Because they are independent contractors, gig workers — a wide-ranging category that includes rideshare drivers, nannies, and contract software engineers — don’t have the same legal rights as employees. They’re not entitled to a minimum wage, health-care benefits, or, in Philadelphia, paid sick days. If they die on the job, as food delivery courier Pablo Avendano did last year, their family isn’t eligible for workers’ compensation.

Labor advocates say many employers, including Uber, Lyft, and other on-demand platforms, purposely misclassify their workers to save money and relinquish responsibility.

That’s why a California bill passed Wednesday in the state Assembly seeks to make it harder to classify workers as independent contractors. It builds on a California Supreme Court decision from May 2018.

If the bill becomes law, on-demand tech companies are expected to challenge it in court, as they have built their businesses on the independent-contractor model. The law also is opposed by small-business groups, which say it would crush business to classify certain workers as employees. And some independent contractors say they’re already feeling the brunt of the California Supreme Court decision, which has led some news outlets to stop commissioning freelancers because they fear breaking the law.

Philadelphia, for its part, is watching California closely.

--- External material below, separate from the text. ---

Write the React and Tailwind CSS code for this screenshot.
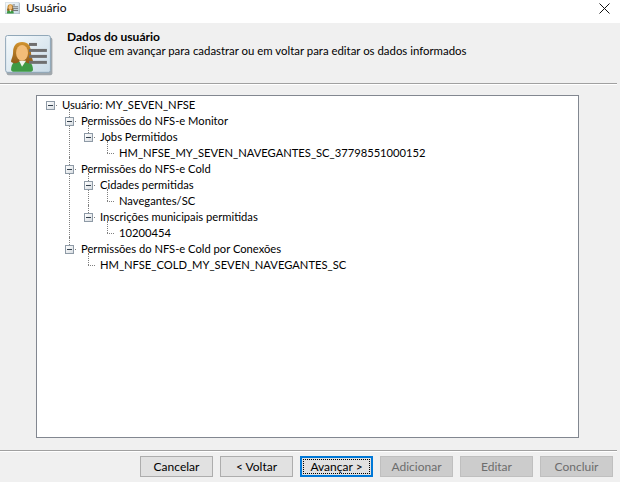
import React from "react";

const tree = {
  label: "Usuário: MY_SEVEN_NFSE",
  children: [
    {
      label: "Permissões do NFS-e Monitor",
      children: [
        {
          label: "Jobs Permitidos",
          children: [{ label: "HM_NFSE_MY_SEVEN_NAVEGANTES_SC_37798551000152" }],
        },
      ],
    },
    {
      label: "Permissões do NFS-e Cold",
      children: [
        { label: "Cidades permitidas", children: [{ label: "Navegantes/SC" }] },
        { label: "Inscrições municipais permitidas", children: [{ label: "10200454" }] },
      ],
    },
    {
      label: "Permissões do NFS-e Cold por Conexões",
      children: [{ label: "HM_NFSE_COLD_MY_SEVEN_NAVEGANTES_SC" }],
    },
  ],
};

const CardIcon = ({ size, id }) => (
  <svg width={size} height={size * 0.85} viewBox="0 0 48 41">
    <defs>
      <linearGradient id={id + "card"} x1="0" y1="0" x2="1" y2="1">
        <stop offset="0" stopColor="#f6fafc" />
        <stop offset="1" stopColor="#c9dbe7" />
      </linearGradient>
      <linearGradient id={id + "hair"} x1="0" y1="0" x2="0" y2="1">
        <stop offset="0" stopColor="#d2942f" />
        <stop offset="1" stopColor="#8f5a18" />
      </linearGradient>
    </defs>
    <rect x="1.5" y="2.5" width="46" height="38" rx="2" fill="#5f6b75" opacity="0.55" />
    <rect x="0.5" y="0.5" width="45" height="37" rx="2" fill={"url(#" + id + "card)"} stroke="#8fa6b8" />
    <path d="M6 35c0-7 4-10 11-10s11 3 11 10c0 1-1 2-2 2H8c-1 0-2-1-2-2z" fill="#3f9a45" />
    <path d="M17 7c-6 0-9 4-9 10 0 5-2 7-2 10 2 2 6 2 8 0h6c2 2 6 2 8 0 0-3-2-5-2-10 0-6-3-10-9-10z" fill={"url(#" + id + "hair)"} />
    <ellipse cx="17" cy="18" rx="6" ry="8" fill="#f3bd78" />
    <path d="M14 26l3 6 4-6z" fill="#f2f6ef" />
    <rect x="24" y="8" width="8" height="3" fill="#6f6f6f" />
    <rect x="24" y="14" width="18" height="3" fill="#6f6f6f" />
    <rect x="24" y="20" width="18" height="3" fill="#6f6f6f" />
    <rect x="24" y="26" width="18" height="3" fill="#6f6f6f" />
  </svg>
);

const TreeNode = ({ node, isChild, isLast }) => {
  const kids = node.children || [];
  return (
    <li className="relative">
      {isChild && (
        <span
          className={
            "absolute left-[4px] top-[-4px] border-l border-dotted border-[#808080] " +
            (isLast ? "h-[12px]" : "h-[calc(100%+4px)]")
          }
        />
      )}
      <div className="relative flex h-[16.05px] items-center">
        <span className="absolute left-[4px] top-1/2 w-[7px] border-t border-dotted border-[#808080]" />
        {kids.length > 0 ? (
          <span className="relative flex h-[9px] w-[9px] items-center justify-center border border-[#8e9aa6] bg-gradient-to-br from-white to-[#d8dde2]">
            <span className="h-px w-[5px] bg-[#33404d]" />
          </span>
        ) : (
          <span className="h-[9px] w-[9px]" />
        )}
        <span className="ml-[7px] whitespace-nowrap text-[11.2px]">{node.label}</span>
      </div>
      {kids.length > 0 && (
        <ul className="pl-[19px]">
          {kids.map((k, i) => (
            <TreeNode key={k.label} node={k} isChild isLast={i === kids.length - 1} />
          ))}
        </ul>
      )}
    </li>
  );
};

const Button = ({ children, disabled, focused }) => {
  if (focused) {
    return (
      <button className="h-[21px] w-[73px] border-2 border-[#0078d7] bg-[#e1e1e1] p-px text-black">
        <span className="flex h-full w-full items-center justify-center border border-dotted border-black">
          {children}
        </span>
      </button>
    );
  }
  return (
    <button
      className={
        "h-[21px] w-[73px] border " +
        (disabled
          ? "border-[#bfbfbf] bg-[#cccccc] text-[#6d6d6d]"
          : "border-[#adadad] bg-[#e1e1e1] text-black")
      }
    >
      {children}
    </button>
  );
};

export default function App() {
  return (
    <div className="flex h-[482px] w-[620px] flex-col overflow-hidden bg-[#f0f0f0] font-['Lato',Arial,sans-serif] text-[12px] text-black">
      <div className="flex h-[23px] items-center bg-white pb-[7px] pl-[5px]">
        <CardIcon size={15} id="small" />
        <span className="ml-[6px]">Usuário</span>
        <svg className="ml-auto mr-[10px]" width="11" height="11" viewBox="0 0 11 11">
          <path d="M0.5 0.5l10 10M10.5 0.5l-10 10" stroke="#111" fill="none" />
        </svg>
      </div>

      <div className="flex h-[60px] items-start pl-[5px] pt-[12px]">
        <CardIcon size={48} id="big" />
        <div className="ml-[14px] mt-[-5px] leading-[14px]">
          <div className="font-bold">Dados do usuário</div>
          <div className="pl-[7px] text-[11.4px]">Clique em avançar para cadastrar ou em voltar para editar os dados informados</div>
        </div>
      </div>
      <div className="mr-[3px] h-[2px] border-t border-[#a0a0a0] bg-white" />

      <div className="px-[36px] pt-[10px] pr-[41px]">
        <div className="h-[343px] border border-[#828790] bg-white pl-[9px] pt-[1px]">
          <ul>
            <TreeNode node={tree} />
          </ul>
        </div>
      </div>

      <div className="mr-[3px] mt-[12px] h-[2px] border-t border-[#a0a0a0] bg-white" />
      <div className="flex justify-end gap-[7px] pr-[7px] pt-[4px]">
        <Button>Cancelar</Button>
        <Button>&lt; Voltar</Button>
        <Button focused>Avançar &gt;</Button>
        <Button disabled>Adicionar</Button>
        <Button disabled>Editar</Button>
        <Button disabled>Concluir</Button>
      </div>
    </div>
  );
}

The city, which has emerged as a leader in worker protection laws, is in the early stages of exploring a package of gig worker bills, Deputy Mayor for Labor Rich Lazer said at a gig worker organizing conference in March.

On Thursday, Lazer said his office gets many complaints about misclassification, and it’s not just from those working for on-demand tech companies. It’s a big problem in the construction industry, too, he said.

Rick Grimaldi, a labor lawyer with Fisher Phillips who represents employers, said the California bill shouldn’t be a problem for traditional businesses, which, he said, usually classify independent contractors properly. Uber and Lyft, though, are still navigating the complexities of their workforce, which means this law likely would have a bigger impact on them, he said.

“You’ve got a situation where gig economy businesses have created a disruption and nobody’s caught up yet,” he said.

The law is another example of local governments across the country looking for ways to fight poverty through worker legislation: minimum wage, Fair Workweek scheduling for service workers, and “just-cause” firing protection.

But it’s even more significant because this is new territory. Local governments haven’t figured out how to serve gig workers. There have been some industry-specific laws, such as New York’s temporary cap on ride-share vehicles (which lessens competition for fares) and minimum wage for drivers. But cities and states have yet to take on gig worker protections as a whole.

Some states, such as Texas, have even weakened protections for gig workers — ensuring they would be classified as independent contractors, not employees — after lobbying from tech companies.

Grimaldi said municipalities might also like that a bill such as California’s would allow them to collect more payroll taxes.